▶ **Supplied information**:
━━━━━━

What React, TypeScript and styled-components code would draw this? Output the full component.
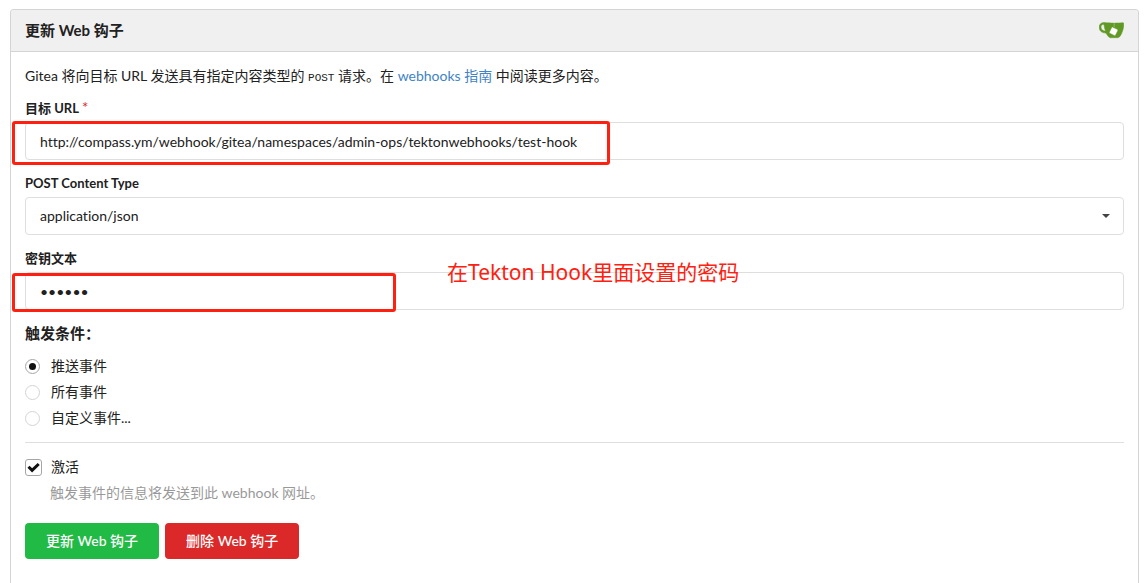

━━━━━━

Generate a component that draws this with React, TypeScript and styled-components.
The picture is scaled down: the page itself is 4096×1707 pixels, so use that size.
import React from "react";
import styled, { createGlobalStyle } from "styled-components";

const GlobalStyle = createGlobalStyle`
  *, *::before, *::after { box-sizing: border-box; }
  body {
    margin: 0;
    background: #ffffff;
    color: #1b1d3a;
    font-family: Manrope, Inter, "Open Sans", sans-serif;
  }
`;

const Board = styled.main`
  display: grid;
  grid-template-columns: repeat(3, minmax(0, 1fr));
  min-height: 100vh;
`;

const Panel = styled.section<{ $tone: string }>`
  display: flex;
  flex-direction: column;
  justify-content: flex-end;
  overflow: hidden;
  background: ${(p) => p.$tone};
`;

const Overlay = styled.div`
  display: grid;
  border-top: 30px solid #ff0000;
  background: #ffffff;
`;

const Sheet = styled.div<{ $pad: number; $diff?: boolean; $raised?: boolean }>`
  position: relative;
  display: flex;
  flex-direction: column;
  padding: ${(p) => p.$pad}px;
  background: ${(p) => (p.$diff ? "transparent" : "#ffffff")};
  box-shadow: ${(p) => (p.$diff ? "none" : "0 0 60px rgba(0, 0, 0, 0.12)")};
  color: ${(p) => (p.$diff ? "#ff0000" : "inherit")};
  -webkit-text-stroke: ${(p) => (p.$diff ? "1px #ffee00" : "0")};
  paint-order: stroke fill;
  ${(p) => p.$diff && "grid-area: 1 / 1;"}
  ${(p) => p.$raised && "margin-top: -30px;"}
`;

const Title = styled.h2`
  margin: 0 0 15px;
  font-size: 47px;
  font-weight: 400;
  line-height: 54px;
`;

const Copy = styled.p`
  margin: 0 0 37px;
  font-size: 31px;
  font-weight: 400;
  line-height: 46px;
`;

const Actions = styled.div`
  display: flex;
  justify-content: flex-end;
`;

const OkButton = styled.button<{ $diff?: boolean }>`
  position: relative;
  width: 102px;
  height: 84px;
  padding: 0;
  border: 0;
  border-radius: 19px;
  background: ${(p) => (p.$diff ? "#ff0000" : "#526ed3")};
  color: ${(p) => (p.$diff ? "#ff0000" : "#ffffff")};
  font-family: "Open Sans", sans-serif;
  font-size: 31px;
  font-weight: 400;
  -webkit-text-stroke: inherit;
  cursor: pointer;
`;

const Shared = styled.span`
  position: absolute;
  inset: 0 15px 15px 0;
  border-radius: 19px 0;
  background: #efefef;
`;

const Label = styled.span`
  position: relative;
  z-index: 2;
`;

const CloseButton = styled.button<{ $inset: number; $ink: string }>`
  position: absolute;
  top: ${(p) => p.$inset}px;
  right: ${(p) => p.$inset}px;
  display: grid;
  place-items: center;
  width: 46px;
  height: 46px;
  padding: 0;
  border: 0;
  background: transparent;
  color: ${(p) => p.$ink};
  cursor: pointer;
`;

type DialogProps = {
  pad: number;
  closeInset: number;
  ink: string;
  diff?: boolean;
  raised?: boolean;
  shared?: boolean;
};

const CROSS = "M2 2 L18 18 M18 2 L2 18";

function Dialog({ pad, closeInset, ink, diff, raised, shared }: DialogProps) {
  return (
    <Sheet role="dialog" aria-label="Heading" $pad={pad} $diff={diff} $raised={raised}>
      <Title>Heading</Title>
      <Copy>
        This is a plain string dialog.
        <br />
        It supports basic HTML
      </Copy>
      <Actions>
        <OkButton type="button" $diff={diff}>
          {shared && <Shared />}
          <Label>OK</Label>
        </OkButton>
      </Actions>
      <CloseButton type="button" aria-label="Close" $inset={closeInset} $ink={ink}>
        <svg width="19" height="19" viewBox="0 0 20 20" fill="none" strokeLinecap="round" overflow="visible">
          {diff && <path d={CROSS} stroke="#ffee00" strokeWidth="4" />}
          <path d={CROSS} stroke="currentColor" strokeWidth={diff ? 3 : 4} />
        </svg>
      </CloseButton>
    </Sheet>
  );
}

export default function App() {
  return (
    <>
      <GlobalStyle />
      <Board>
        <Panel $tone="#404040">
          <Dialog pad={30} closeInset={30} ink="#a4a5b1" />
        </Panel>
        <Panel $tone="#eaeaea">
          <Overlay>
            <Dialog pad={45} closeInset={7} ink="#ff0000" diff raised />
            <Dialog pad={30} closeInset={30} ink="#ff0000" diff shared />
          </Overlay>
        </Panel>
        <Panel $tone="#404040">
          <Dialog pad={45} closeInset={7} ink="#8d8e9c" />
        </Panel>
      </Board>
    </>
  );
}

━━━━━━

▶ **Problem**: Across the entries above, how many lines contain "that"? Provide only the count.

▶ **Expected output**: 2